DSL, for example, continues to improve in speed, performance and geographic reach, sending data signals at wireless frequencies across the existing copper. According to DSL market specialists, Point-Topic, the global number of DSL connections rose by around 60% last year to reach 100 million with penetration continuing to accelerate in many regions. While the broadband speeds available from the different flavours of DSL vary according to the distance that the customer is from their exchange, many consumers now take speeds of 2 Mbps for granted, paying only a few tens of dollars each month for services that would have cost thousands only a few years ago. Indeed, some operators are already busy deploying ADSL2+, a new technology capable of delivering up to 24 Mbps downstream to homes and offices.

On top of this, similar technical advances are driving the ability of wireless local area network (WLAN) technologies to even replace copper in the local loop. Starting life some years ago as a low-cost alternative to cables in campus and business environments, its latest incarnation - known as WiMax - offers the potential of speeds up to 70 Mbps or more at distances of up to 16 km from an exchange, depending on the terrain involved. While wireless in the local loop (WLL) access systems have been tried in the past, they have only been able to deliver quite limited speeds at a low enough cost. It is hoped that WiMax will break this logjam and spur a new wave of innovation amongst telecommunications service providers.

Faster and faster....

While both these systems have major potential in the years ahead, there is another access technology with an enterprise IT past that is also starting to be rolled out by operators in search of giving their customers more bytes for their bucks. Loosely known as Gigabit Ethernet (GigE) or Fast Ethernet, the original Ethernet technology began life nearly two decades ago with the first PCs being connected through local area networks. Standardised under the IEEE, Ethernet can deliver data at a wide range of speeds, from 10 Mbps up to a potential of 100 Gbps on the horizon.

As such, it has been adopted by a number of different communications providers around the world as an ideal technology to support highspeed networks in urban areas, linking businesses and multitenant residential buildings through metropolitan area networks (MANs). In this setting, GigE offers a lower cost, simpler, all-IP alternative to using plain SONET/SDH optical technologies and ATM (asynchronous transfer mode) while keeping the high bandwidths of optical fibre. Alternatively, GigE over fibre can also bring high bandwidths closer to the customer, before transferring to copper cables for the stage in the link within large buildings or over short geographical distances. Activity in the area is being coordinated by the Metro Ethernet Forum.

According to Infonetics Research, nearly $29 bn will be spent worldwide on carrier class, metro Ethernet equipment worldwide between 2004 and 2008, with double digit growth continuing during that period. Asia Pacific currently holds the lead for deployments with around 40% of the market. North America follows closely at 35% and the EMEA region at 21%.

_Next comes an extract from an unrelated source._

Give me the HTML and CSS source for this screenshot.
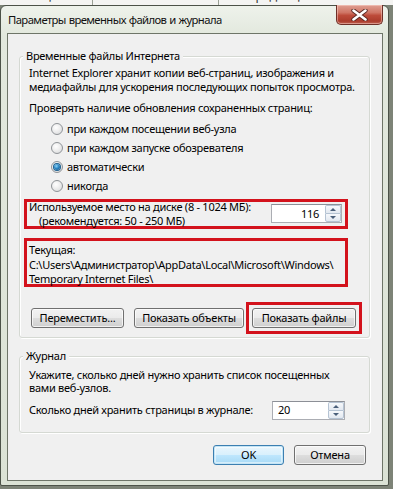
FILE: index.html
```html
<!DOCTYPE html>
<html lang="ru">
<head>
<meta charset="utf-8">
<title>Параметры временных файлов и журнала</title>
<link rel="stylesheet" href="styles.css">
</head>
<body>
<div class="screen">
  <div class="tabs">
    <div class="tab tab-1"><span>Общие</span></div>
    <div class="tab tab-2"><span>Безопасность</span></div>
    <div class="tab tab-3"><span>Конфиденциальность</span></div>
  </div>
  <div class="window">
    <div class="titlebar">
      <div class="title">Параметры временных файлов и журнала</div>
      <div class="close">
        <svg width="17" height="12" viewBox="0 0 17 12" aria-hidden="true">
          <path d="M2.5 1.5 L14.5 10.5 M14.5 1.5 L2.5 10.5" stroke="#5a2a24" stroke-width="4.4" stroke-linecap="round"/>
          <path d="M2.5 1.5 L14.5 10.5 M14.5 1.5 L2.5 10.5" stroke="#ffffff" stroke-width="2.6" stroke-linecap="round"/>
        </svg>
      </div>
    </div>
    <div class="client">
      <div class="group group-temp">
        <div class="legend">Временные файлы Интернета</div>
        <p class="text desc">Internet Explorer хранит копии веб-страниц, изображения и<br>медиафайлы для ускорения последующих попыток просмотра.</p>
        <p class="text check">Проверять наличие обновления сохраненных страниц:</p>
        <div class="radios">
          <div class="radio"><span class="circle"></span>при каждом посещении веб-узла</div>
          <div class="radio"><span class="circle"></span>при каждом запуске обозревателя</div>
          <div class="radio"><span class="circle checked"></span>автоматически</div>
          <div class="radio"><span class="circle"></span>никогда</div>
        </div>
        <div class="mark disk">
          <div class="disk-text">
            <div>Используемое место на диске (8 - 1024 МБ):</div>
            <div class="rec">(рекомендуется: 50 - 250 МБ)</div>
          </div>
          <div class="spin spin-right">
            <span class="spin-value">116</span>
            <span class="spin-arrows"><span class="arrow up"></span><span class="arrow down"></span></span>
          </div>
        </div>
        <div class="mark current">
          <div class="text cur-label">Текущая:</div>
          <div class="text path">C:\Users\Администратор\AppData\Local\Microsoft\Windows\<br>Temporary Internet Files\</div>
        </div>
        <div class="btn-row">
          <button class="btn btn-move">Переместить...</button>
          <button class="btn btn-objects">Показать объекты</button>
          <span class="mark-btn"><button class="btn btn-files">Показать файлы</button></span>
        </div>
      </div>
      <div class="group group-log">
        <div class="legend">Журнал</div>
        <p class="text desc">Укажите, сколько дней нужно хранить список посещенных<br>вами веб-узлов.</p>
        <div class="days">
          <span>Сколько дней хранить страницы в журнале:</span>
          <div class="spin spin-left">
            <span class="spin-value">20</span>
            <span class="spin-arrows"><span class="arrow up"></span><span class="arrow down"></span></span>
          </div>
        </div>
      </div>
      <div class="footer">
        <button class="btn btn-ok">OK</button>
        <button class="btn btn-cancel">Отмена</button>
      </div>
    </div>
  </div>
</div>
</body>
</html>
```

FILE: styles.css
```css
* { box-sizing: border-box; }
html, body { margin: 0; padding: 0; }
body {
  width: 393px;
  height: 489px;
  overflow: hidden;
  background: #6f756b;
  font-family: "Noto Sans", "Open Sans", "DejaVu Sans", sans-serif;
  color: #000;
}
.screen {
  width: 393px;
  height: 489px;
  overflow: hidden;
  background: #7d8377;
}

/* parent dialog tabs, mostly hidden behind */
.tabs {
  display: flex;
  height: 5px;
  overflow: hidden;
  background: #f4f4f2;
}
.tab {
  height: 5px;
  overflow: hidden;
  border-right: 1px solid #9aa095;
  font-size: 12.5px;
  color: #333;
  text-align: center;
  white-space: nowrap;
}
.tab span { display: block; line-height: 14px; margin-top: -11px; }
.tab-1 { width: 93px; padding-right: 4px; }
.tab-2 { width: 126px; }
.tab-3 { flex: 1; border-right: 0; padding-right: 20px; }

/* window frame */
.window {
  width: 389px;
  height: 481px;
  border: 1px solid #4c5248;
  border-radius: 6px 6px 2px 2px;
  background: linear-gradient(180deg, #eef2eb 0, #e2e8dd 30px, #dbe2d5 100%);
  display: flex;
  flex-direction: column;
}
.titlebar {
  height: 27px;
  flex: none;
  display: flex;
  align-items: flex-start;
  justify-content: space-between;
}
.title {
  font-size: 11.3px;
  letter-spacing: -0.6px;
  word-spacing: 0.5px;
  line-height: 16px;
  margin: 6px 0 0 7px;
  color: #111;
  white-space: nowrap;
}
.close {
  width: 47px;
  height: 20px;
  margin: -1px 5px 0 0;
  border: 1px solid #6d2f27;
  border-top: 0;
  border-radius: 0 0 5px 5px;
  background: linear-gradient(180deg, #e0a093 0, #cf7565 40%, #bd4b3a 55%, #ab3c2c 85%, #c06555 100%);
  display: flex;
  align-items: center;
  justify-content: center;
  box-shadow: inset 0 0 0 1px rgba(255,220,210,0.45);
}
.close svg { display: block; }

.client {
  width: 376px;
  height: 448px;
  flex: none;
  margin-left: 6px;
  border: 1px solid #6e7568;
  background: #f0f0f0;
  display: flex;
  flex-direction: column;
  font-size: 11px;
  letter-spacing: -0.27px;
  line-height: 13.5px;
  white-space: nowrap;
}

/* group boxes */
.group {
  margin-left: 11px;
  width: 351px;
  border: 1px solid #d5d9d3;
  border-radius: 3px;
  box-shadow: inset 1px 1px 0 #fff, 1px 1px 0 #fff;
  padding: 0 8px 0 9px;
  display: flex;
  flex-direction: column;
}
.group-temp { margin-top: 22px; padding-bottom: 9px; }
.group-log { margin-top: 18px; padding-bottom: 12px; }
.legend {
  align-self: flex-start;
  margin: -8px 0 0 -6px;
  padding: 0 3px;
  background: #f0f0f0;
  line-height: 14px;
}
.text { margin: 0; }
.group-temp .desc { margin-top: 3px; }
.check { margin-top: 8px; }

.radios {
  display: flex;
  flex-direction: column;
  margin-top: 5px;
  padding-left: 22px;
}
.radio {
  height: 19px;
  display: flex;
  align-items: center;
}
.circle {
  width: 12px;
  height: 12px;
  border-radius: 50%;
  border: 1px solid #8f9397;
  background: radial-gradient(circle at 40% 35%, #ffffff 0, #f0f0f0 40%, #d4d6d8 100%);
  margin-right: 4px;
  flex: none;
  display: flex;
  align-items: center;
  justify-content: center;
}
.circle.checked::after {
  content: "";
  width: 6px;
  height: 6px;
  border-radius: 50%;
  background: radial-gradient(circle at 40% 35%, #8fd3f5 0, #2a86c4 45%, #124e7e 100%);
  box-shadow: 0 0 0 1px #1c5f8f;
}

/* red annotation boxes */
.mark {
  border: 3px solid #d3121c;
  margin-left: -5px;
  width: 324px;
}
.disk {
  margin-top: 3px;
  height: 30px;
  display: flex;
  align-items: center;
  justify-content: space-between;
  padding: 0 3px 0 2px;
}
.disk-text { line-height: 13.5px; }
.rec { padding-left: 10px; }
.current {
  margin-top: 9px;
  height: 49px;
  padding: 2px 2px 0 2px;
}
.path { margin-top: 2px; line-height: 13.5px; }

.spin {
  width: 71px;
  height: 19px;
  border: 1px solid #abadb3;
  border-top-color: #8c8f96;
  background: #fff;
  display: flex;
  align-items: center;
  padding: 0 0 0 4px;
}
.spin-value { flex: 1; }
.spin-right .spin-value { text-align: right; padding-right: 6px; }
.spin-arrows {
  width: 16px;
  height: 17px;
  display: flex;
  flex-direction: column;
}
.arrow {
  flex: 1;
  border: 1px solid #b5c3d3;
  background: linear-gradient(180deg, #f6f8fb 0, #e2e8f0 100%);
  display: flex;
  align-items: center;
  justify-content: center;
}
.arrow.up { border-bottom-width: 0; border-radius: 2px 2px 0 0; }
.arrow.down { border-radius: 0 0 2px 2px; }
.arrow::after {
  content: "";
  width: 0;
  height: 0;
  border-left: 3px solid transparent;
  border-right: 3px solid transparent;
}
.arrow.up::after { border-bottom: 3px solid #4a5f7a; }
.arrow.down::after { border-top: 3px solid #4a5f7a; }

/* buttons */
.btn {
  font: inherit;
  font-size: 11px;
  letter-spacing: -0.2px;
  line-height: 13px;
  color: #000;
  height: 20px;
  padding: 0;
  border: 1px solid #707070;
  border-radius: 3px;
  background: linear-gradient(180deg, #f2f2f2 0, #ebebeb 48%, #dddddd 52%, #cfcfcf 100%);
  box-shadow: inset 0 0 0 1px rgba(255,255,255,0.7);
}
.btn-row {
  display: flex;
  align-items: center;
  margin-top: 21px;
  padding-left: 2px;
}
.btn-move { width: 93px; }
.btn-objects { width: 110px; margin-left: 10px; }
.mark-btn {
  margin: -6px -6px -6px 2px;
  padding: 3px;
  border: 3px solid #d3121c;
  display: flex;
}
.btn-files { width: 104px; }

.group-log .desc { margin-top: 5px; }
.days {
  margin-top: 6px;
  display: flex;
  align-items: center;
  justify-content: space-between;
  padding-right: 16px;
}
.spin-left { width: 73px; }
.spin-left .spin-value { padding-left: 1px; }

.footer {
  display: flex;
  justify-content: flex-end;
  gap: 10px;
  margin-top: 12px;
  padding-right: 16px;
}
.btn-ok {
  width: 71px;
  border-color: #3c7fb1;
  background: linear-gradient(180deg, #eaf6fd 0, #d9f0fc 48%, #bee6fd 52%, #a7d9f5 100%);
  box-shadow: inset 0 0 0 1px #c4e5f6, inset 0 0 0 2px rgba(255,255,255,0.5);
}
.btn-cancel { width: 72px; }
```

Supporting new services and new revenue streams

So what applications are operators looking at metro Ethernet to deliver? To a certain extent, these vary from region to region, but are already fulfilling real customer demand in different ways. In South Korea, for example, metro Ethernet is used to support the country's massive use of multiplayer games, both through residential connections and through gaming parlours. In Japan, it is often used in business to connect multisite big businesses, while in China and India it is being adopted to deliver broadband communications to blocks of apartments and new housing complexes. In EMEA and North America, its use remains largely limited to enterprise applications, especially those involving the transmission of large amounts of data, such as are found in emergency data back up services.

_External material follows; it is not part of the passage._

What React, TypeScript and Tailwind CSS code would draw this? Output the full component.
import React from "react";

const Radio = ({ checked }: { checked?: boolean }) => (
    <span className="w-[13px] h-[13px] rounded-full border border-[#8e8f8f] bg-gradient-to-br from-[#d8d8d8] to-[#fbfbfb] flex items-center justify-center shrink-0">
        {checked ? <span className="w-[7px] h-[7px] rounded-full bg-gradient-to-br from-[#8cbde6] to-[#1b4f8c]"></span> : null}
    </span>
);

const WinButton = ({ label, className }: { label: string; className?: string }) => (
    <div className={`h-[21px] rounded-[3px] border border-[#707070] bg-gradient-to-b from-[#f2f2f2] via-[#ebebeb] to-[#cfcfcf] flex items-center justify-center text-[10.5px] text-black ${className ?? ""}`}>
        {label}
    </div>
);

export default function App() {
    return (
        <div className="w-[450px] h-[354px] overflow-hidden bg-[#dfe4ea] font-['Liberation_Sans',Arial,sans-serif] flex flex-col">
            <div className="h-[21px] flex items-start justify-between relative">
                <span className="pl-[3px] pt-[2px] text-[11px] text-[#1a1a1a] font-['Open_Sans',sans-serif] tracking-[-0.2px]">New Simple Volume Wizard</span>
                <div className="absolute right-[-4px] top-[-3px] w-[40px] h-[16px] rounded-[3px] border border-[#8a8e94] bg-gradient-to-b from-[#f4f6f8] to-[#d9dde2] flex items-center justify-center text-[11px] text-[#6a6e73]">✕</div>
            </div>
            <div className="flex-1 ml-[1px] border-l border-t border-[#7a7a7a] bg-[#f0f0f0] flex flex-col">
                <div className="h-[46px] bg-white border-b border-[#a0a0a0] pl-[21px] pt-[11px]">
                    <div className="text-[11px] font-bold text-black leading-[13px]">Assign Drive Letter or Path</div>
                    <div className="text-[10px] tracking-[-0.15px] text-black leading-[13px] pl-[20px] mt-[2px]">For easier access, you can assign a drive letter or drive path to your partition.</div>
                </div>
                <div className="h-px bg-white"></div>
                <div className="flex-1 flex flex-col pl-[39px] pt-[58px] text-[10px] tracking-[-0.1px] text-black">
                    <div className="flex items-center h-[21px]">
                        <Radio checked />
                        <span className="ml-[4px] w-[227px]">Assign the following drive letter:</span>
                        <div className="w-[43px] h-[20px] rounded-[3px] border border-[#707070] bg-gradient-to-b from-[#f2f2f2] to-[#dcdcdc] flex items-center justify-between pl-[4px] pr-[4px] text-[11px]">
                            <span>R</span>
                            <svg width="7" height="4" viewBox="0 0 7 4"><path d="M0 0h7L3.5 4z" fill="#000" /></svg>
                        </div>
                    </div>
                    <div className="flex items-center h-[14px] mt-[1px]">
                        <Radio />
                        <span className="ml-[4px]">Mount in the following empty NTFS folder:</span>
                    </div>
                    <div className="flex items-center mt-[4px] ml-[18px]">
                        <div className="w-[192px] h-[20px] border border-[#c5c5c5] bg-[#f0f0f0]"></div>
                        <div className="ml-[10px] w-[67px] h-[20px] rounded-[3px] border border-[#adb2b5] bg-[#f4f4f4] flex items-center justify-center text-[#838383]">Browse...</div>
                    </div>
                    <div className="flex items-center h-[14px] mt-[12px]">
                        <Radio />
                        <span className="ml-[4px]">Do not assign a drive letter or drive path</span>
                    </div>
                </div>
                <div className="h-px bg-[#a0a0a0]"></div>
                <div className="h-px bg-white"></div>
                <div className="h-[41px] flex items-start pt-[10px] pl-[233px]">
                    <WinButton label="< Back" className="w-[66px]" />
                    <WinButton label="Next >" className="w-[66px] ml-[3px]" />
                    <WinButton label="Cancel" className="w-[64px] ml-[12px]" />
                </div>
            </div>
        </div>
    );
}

According to Michael Philpott, senior analyst at Ovum, "Ethernet-based technologies are finally starting to become carrier class, representing a major improvement in cost and efficiency terms against other, more traditional alternatives. That said, there are still a number of issues to be resolved, especially when it comes to delivering guaranteed levels of service quality or in integrating this new infrastructure with existing OAM functions. One additional issue involves the need for systems synchronisation by large corporate IT users who may previously have used the timing data that is central to SDH/SONET and now need to find alternatives. These are however, being resolved and Ethernet offers positive flexibility when it comes to finding different ways to set services up and deliver them through virtual LANs to customers.''

The access network has always been a problematic sort of space for telecommunications service providers. Traditionally, ownership of the local loop was seen as a positive asset, though this has come under attack through the legal requirements for local loop unbundling that have been seen in many countries. Given the huge engineering costs of installing new cables to homes and offices and the problems involved in getting wayleave rights to install those cables, most operators are looking to extract as much value as possible from their existing infrastructure.

Given the demonstrable growing hunger in many parts of the world for true broadband services, new Ethernet technologies in the metropolitan and urban areas give service providers an invaluable new tool in their armouries that they can employ to increase both customer satisfaction and their service revenues.